Back at Queen's Park is one of the more politically incorrect memorials, this one dedicated to the memory of those who died putting down the second Riel Rebellion.

Riel was a Metis, half Indian half something else, in this case French, who lead two uprisings against the Canadian Government. After the second he was caught, put on trial and hung. This monument is raised in memory of the Europeans who died fighting what was the closest thing we ever had to an Indian war. The idea of such a monument is nearly unthinkable today.
Another memorial to a forgotten battle is this one, raised in memory of those who died fighting the Fenian Raids.
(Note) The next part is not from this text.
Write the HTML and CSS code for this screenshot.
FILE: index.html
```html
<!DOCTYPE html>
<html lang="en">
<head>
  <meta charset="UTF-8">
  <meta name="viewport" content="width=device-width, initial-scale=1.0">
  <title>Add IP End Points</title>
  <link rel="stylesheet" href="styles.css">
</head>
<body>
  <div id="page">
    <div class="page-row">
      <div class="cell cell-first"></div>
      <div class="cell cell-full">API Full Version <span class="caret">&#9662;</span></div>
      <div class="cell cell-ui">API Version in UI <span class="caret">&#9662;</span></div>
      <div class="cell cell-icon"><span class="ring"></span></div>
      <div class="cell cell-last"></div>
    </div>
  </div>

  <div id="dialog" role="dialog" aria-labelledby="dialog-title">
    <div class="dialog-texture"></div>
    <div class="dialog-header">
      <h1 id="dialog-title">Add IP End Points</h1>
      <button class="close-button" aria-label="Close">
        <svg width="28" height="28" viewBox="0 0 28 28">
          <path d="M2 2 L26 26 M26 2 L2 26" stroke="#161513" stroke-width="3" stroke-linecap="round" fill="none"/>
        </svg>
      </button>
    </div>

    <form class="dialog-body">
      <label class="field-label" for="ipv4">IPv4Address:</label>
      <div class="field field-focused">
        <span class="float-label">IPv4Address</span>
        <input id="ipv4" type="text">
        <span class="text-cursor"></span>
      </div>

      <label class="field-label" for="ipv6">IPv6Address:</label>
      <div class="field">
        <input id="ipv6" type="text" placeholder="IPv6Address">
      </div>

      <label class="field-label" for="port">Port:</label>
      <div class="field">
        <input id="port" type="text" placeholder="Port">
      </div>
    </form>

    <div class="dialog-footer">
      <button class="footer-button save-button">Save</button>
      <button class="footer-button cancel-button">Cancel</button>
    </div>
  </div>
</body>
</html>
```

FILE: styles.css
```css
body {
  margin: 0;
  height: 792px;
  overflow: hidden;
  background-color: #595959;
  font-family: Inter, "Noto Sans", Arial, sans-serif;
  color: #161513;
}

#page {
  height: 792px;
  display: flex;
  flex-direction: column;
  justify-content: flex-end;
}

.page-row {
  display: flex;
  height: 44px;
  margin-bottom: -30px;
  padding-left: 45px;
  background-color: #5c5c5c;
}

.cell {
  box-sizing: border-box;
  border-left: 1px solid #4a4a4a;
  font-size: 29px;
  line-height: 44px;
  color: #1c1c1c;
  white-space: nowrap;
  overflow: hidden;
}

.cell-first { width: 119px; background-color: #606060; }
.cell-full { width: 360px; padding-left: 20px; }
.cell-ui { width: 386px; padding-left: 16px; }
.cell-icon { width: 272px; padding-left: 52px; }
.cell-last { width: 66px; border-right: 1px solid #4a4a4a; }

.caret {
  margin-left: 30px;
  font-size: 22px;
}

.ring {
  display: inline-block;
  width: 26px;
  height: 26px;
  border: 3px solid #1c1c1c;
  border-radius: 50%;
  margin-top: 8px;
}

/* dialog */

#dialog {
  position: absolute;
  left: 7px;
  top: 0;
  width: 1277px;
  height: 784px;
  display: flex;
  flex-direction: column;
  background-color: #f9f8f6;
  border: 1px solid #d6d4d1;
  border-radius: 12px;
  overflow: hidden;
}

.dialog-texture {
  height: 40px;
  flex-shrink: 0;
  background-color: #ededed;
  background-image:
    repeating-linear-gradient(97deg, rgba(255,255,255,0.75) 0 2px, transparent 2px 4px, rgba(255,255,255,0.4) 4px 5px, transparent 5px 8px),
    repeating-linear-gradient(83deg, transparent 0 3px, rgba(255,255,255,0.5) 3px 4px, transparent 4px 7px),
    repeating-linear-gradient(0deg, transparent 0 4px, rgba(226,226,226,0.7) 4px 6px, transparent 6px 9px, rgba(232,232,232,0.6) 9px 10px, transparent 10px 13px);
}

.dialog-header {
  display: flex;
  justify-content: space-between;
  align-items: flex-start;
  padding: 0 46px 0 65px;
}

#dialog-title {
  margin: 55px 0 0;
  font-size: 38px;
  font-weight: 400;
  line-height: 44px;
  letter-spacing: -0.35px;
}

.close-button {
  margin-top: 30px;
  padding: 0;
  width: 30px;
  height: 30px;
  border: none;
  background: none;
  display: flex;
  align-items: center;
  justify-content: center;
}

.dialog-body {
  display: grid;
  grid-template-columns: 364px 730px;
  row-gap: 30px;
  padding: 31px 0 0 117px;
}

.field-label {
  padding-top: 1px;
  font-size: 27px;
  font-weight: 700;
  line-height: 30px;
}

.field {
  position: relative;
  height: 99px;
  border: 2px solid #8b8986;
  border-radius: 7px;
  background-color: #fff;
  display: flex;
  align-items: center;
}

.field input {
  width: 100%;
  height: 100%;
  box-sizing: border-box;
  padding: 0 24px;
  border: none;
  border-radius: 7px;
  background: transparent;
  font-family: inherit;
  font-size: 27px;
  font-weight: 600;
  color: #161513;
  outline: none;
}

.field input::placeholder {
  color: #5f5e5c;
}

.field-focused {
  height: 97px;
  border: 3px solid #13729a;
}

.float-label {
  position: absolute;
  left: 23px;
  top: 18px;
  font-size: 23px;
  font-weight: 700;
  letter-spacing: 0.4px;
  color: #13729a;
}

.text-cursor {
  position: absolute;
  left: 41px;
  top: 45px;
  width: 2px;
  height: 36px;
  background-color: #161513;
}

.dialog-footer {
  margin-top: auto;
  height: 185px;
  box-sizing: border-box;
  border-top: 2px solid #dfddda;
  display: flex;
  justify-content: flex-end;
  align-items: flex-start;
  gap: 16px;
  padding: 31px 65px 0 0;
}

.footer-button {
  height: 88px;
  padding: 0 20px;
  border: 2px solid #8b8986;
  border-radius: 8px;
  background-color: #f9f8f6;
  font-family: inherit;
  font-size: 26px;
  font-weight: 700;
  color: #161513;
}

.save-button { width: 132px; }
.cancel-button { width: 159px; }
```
The Fenians in this case were Irish men who had served with the Union Army in the Civil War. Following that war, many of the Irish Veterans, theirs hearts still in the distant Ireland, banded together to teach Britain a lesson, by taking over Canada. Their incursions into Canada met with some success, as the inexperienced Canadian militias were no match for Battle hardened veterans. Eventually, with some British Regulars and also some help from the American Government which quietly cut off supplies to the Fenians, The raids were turned back in defeat. It was the last time the Canadian American border was crossed in force by our nations as enemies. One of its outcomes was it put an added urgency to creating the union of Canada, as it was thought a national defense plan was necessary to keep the colonies British. That union occurred a year later, in 1867.
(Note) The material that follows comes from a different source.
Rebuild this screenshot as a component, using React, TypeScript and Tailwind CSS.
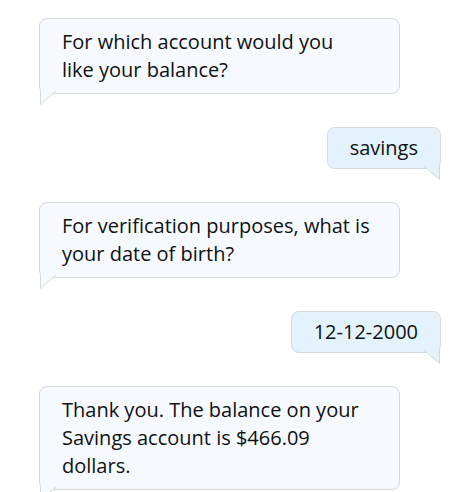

This Fenian monument is in rather sad state today. The statues are made of Limestone which does not wear well against the rain. Also susceptible to rain is the rock of the monument upon which the statues stand. It too is heavily rain damaged, and most of the carving is now illegible.
We also stopped by the Cathedral and took photos of it, but there my daughter's camera showed its fatal flaw: it's interior pictures are terrible, so I buried the project for the time being. Hopefully I will soon have some good shots of the inside of our Cathedral.